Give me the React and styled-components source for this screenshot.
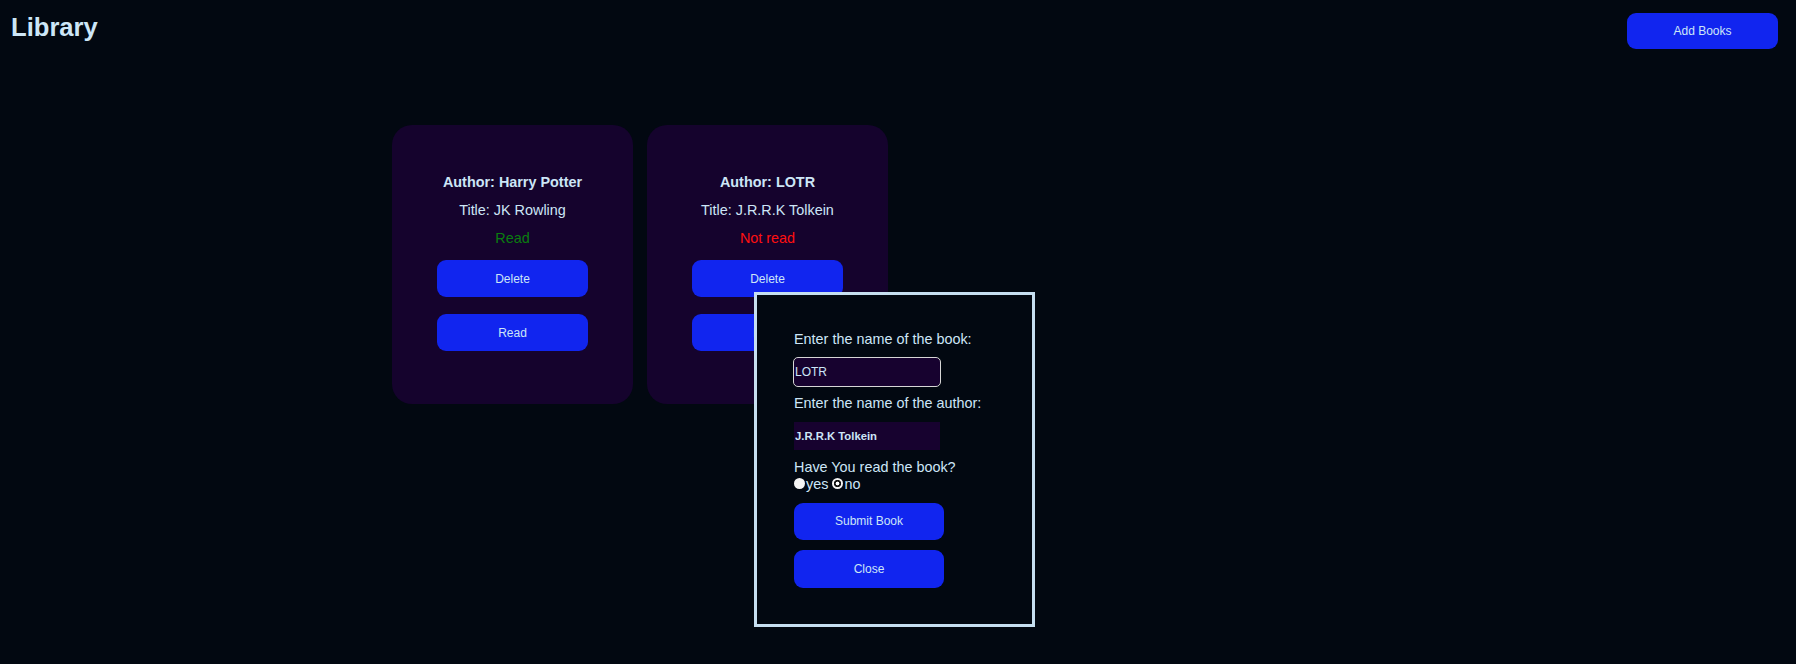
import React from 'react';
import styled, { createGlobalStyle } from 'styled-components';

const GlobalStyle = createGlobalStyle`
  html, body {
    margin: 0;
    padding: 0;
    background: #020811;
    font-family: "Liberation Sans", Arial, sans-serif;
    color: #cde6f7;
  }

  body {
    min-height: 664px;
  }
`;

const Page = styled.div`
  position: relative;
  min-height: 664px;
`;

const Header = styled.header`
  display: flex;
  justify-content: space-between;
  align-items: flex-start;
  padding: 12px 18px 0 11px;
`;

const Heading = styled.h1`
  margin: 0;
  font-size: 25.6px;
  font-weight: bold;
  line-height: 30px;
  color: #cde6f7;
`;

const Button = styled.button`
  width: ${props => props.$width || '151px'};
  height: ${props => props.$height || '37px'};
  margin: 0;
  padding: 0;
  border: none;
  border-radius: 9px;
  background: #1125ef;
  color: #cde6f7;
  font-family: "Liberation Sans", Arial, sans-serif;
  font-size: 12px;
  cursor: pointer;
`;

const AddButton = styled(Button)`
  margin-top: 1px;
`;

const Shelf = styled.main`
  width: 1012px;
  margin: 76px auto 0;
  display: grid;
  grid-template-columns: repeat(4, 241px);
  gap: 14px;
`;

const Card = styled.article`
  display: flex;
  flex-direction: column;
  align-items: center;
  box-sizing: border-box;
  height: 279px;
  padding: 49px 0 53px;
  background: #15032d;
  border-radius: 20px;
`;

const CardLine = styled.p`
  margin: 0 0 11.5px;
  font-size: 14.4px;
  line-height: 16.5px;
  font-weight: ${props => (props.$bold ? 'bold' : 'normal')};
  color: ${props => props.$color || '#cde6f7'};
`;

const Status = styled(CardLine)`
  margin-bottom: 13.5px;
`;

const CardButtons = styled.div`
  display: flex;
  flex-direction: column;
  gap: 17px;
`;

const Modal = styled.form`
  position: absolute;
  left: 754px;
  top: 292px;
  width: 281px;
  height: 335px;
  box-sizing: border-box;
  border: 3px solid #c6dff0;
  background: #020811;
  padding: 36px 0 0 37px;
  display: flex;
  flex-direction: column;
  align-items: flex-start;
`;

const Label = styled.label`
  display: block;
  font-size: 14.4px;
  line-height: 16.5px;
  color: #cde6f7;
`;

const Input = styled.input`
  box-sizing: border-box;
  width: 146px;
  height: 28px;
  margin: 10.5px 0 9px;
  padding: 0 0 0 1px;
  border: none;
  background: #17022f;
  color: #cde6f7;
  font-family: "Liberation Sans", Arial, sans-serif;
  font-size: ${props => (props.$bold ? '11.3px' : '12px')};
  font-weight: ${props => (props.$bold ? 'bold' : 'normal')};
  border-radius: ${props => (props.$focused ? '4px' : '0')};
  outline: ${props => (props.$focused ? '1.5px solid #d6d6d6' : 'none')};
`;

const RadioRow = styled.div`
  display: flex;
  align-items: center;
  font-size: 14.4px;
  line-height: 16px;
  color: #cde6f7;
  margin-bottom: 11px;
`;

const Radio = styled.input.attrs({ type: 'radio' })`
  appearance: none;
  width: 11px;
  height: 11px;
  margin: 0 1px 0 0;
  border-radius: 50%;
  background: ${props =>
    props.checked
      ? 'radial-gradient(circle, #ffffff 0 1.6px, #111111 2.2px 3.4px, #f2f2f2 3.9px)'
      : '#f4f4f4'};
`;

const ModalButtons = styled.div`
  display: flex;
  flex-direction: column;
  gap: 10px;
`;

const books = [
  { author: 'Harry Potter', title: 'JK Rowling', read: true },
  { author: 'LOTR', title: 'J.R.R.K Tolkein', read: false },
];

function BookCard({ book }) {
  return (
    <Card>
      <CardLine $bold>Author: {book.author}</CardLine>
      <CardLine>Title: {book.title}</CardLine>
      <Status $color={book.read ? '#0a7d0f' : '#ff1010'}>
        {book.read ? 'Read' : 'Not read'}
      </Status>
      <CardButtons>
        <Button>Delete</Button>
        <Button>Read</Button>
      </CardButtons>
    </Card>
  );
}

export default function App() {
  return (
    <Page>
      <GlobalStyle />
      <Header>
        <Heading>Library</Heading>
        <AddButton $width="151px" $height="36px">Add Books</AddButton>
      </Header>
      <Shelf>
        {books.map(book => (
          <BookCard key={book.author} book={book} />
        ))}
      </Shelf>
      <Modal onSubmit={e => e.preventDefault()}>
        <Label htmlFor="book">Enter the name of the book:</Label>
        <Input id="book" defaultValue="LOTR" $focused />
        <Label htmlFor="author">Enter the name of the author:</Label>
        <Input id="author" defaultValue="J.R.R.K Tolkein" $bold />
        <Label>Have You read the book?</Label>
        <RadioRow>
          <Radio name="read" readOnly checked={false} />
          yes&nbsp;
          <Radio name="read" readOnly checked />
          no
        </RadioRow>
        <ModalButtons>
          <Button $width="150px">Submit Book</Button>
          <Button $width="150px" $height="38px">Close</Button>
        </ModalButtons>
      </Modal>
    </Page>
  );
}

=====

Your goal:
Transcribe the material as is, with images omitted.

Solution below:
Give me the React and styled-components source for this screenshot.
import React from 'react';
import styled, { createGlobalStyle } from 'styled-components';

const GlobalStyle = createGlobalStyle`
  html, body {
    margin: 0;
    padding: 0;
    background: #020811;
    font-family: "Liberation Sans", Arial, sans-serif;
    color: #cde6f7;
  }

  body {
    min-height: 664px;
  }
`;

const Page = styled.div`
  position: relative;
  min-height: 664px;
`;

const Header = styled.header`
  display: flex;
  justify-content: space-between;
  align-items: flex-start;
  padding: 12px 18px 0 11px;
`;

const Heading = styled.h1`
  margin: 0;
  font-size: 25.6px;
  font-weight: bold;
  line-height: 30px;
  color: #cde6f7;
`;

const Button = styled.button`
  width: ${props => props.$width || '151px'};
  height: ${props => props.$height || '37px'};
  margin: 0;
  padding: 0;
  border: none;
  border-radius: 9px;
  background: #1125ef;
  color: #cde6f7;
  font-family: "Liberation Sans", Arial, sans-serif;
  font-size: 12px;
  cursor: pointer;
`;

const AddButton = styled(Button)`
  margin-top: 1px;
`;

const Shelf = styled.main`
  width: 1012px;
  margin: 76px auto 0;
  display: grid;
  grid-template-columns: repeat(4, 241px);
  gap: 14px;
`;

const Card = styled.article`
  display: flex;
  flex-direction: column;
  align-items: center;
  box-sizing: border-box;
  height: 279px;
  padding: 49px 0 53px;
  background: #15032d;
  border-radius: 20px;
`;

const CardLine = styled.p`
  margin: 0 0 11.5px;
  font-size: 14.4px;
  line-height: 16.5px;
  font-weight: ${props => (props.$bold ? 'bold' : 'normal')};
  color: ${props => props.$color || '#cde6f7'};
`;

const Status = styled(CardLine)`
  margin-bottom: 13.5px;
`;

const CardButtons = styled.div`
  display: flex;
  flex-direction: column;
  gap: 17px;
`;

const Modal = styled.form`
  position: absolute;
  left: 754px;
  top: 292px;
  width: 281px;
  height: 335px;
  box-sizing: border-box;
  border: 3px solid #c6dff0;
  background: #020811;
  padding: 36px 0 0 37px;
  display: flex;
  flex-direction: column;
  align-items: flex-start;
`;

const Label = styled.label`
  display: block;
  font-size: 14.4px;
  line-height: 16.5px;
  color: #cde6f7;
`;

const Input = styled.input`
  box-sizing: border-box;
  width: 146px;
  height: 28px;
  margin: 10.5px 0 9px;
  padding: 0 0 0 1px;
  border: none;
  background: #17022f;
  color: #cde6f7;
  font-family: "Liberation Sans", Arial, sans-serif;
  font-size: ${props => (props.$bold ? '11.3px' : '12px')};
  font-weight: ${props => (props.$bold ? 'bold' : 'normal')};
  border-radius: ${props => (props.$focused ? '4px' : '0')};
  outline: ${props => (props.$focused ? '1.5px solid #d6d6d6' : 'none')};
`;

const RadioRow = styled.div`
  display: flex;
  align-items: center;
  font-size: 14.4px;
  line-height: 16px;
  color: #cde6f7;
  margin-bottom: 11px;
`;

const Radio = styled.input.attrs({ type: 'radio' })`
  appearance: none;
  width: 11px;
  height: 11px;
  margin: 0 1px 0 0;
  border-radius: 50%;
  background: ${props =>
    props.checked
      ? 'radial-gradient(circle, #ffffff 0 1.6px, #111111 2.2px 3.4px, #f2f2f2 3.9px)'
      : '#f4f4f4'};
`;

const ModalButtons = styled.div`
  display: flex;
  flex-direction: column;
  gap: 10px;
`;

const books = [
  { author: 'Harry Potter', title: 'JK Rowling', read: true },
  { author: 'LOTR', title: 'J.R.R.K Tolkein', read: false },
];

function BookCard({ book }) {
  return (
    <Card>
      <CardLine $bold>Author: {book.author}</CardLine>
      <CardLine>Title: {book.title}</CardLine>
      <Status $color={book.read ? '#0a7d0f' : '#ff1010'}>
        {book.read ? 'Read' : 'Not read'}
      </Status>
      <CardButtons>
        <Button>Delete</Button>
        <Button>Read</Button>
      </CardButtons>
    </Card>
  );
}

export default function App() {
  return (
    <Page>
      <GlobalStyle />
      <Header>
        <Heading>Library</Heading>
        <AddButton $width="151px" $height="36px">Add Books</AddButton>
      </Header>
      <Shelf>
        {books.map(book => (
          <BookCard key={book.author} book={book} />
        ))}
      </Shelf>
      <Modal onSubmit={e => e.preventDefault()}>
        <Label htmlFor="book">Enter the name of the book:</Label>
        <Input id="book" defaultValue="LOTR" $focused />
        <Label htmlFor="author">Enter the name of the author:</Label>
        <Input id="author" defaultValue="J.R.R.K Tolkein" $bold />
        <Label>Have You read the book?</Label>
        <RadioRow>
          <Radio name="read" readOnly checked={false} />
          yes&nbsp;
          <Radio name="read" readOnly checked />
          no
        </RadioRow>
        <ModalButtons>
          <Button $width="150px">Submit Book</Button>
          <Button $width="150px" $height="38px">Close</Button>
        </ModalButtons>
      </Modal>
    </Page>
  );
}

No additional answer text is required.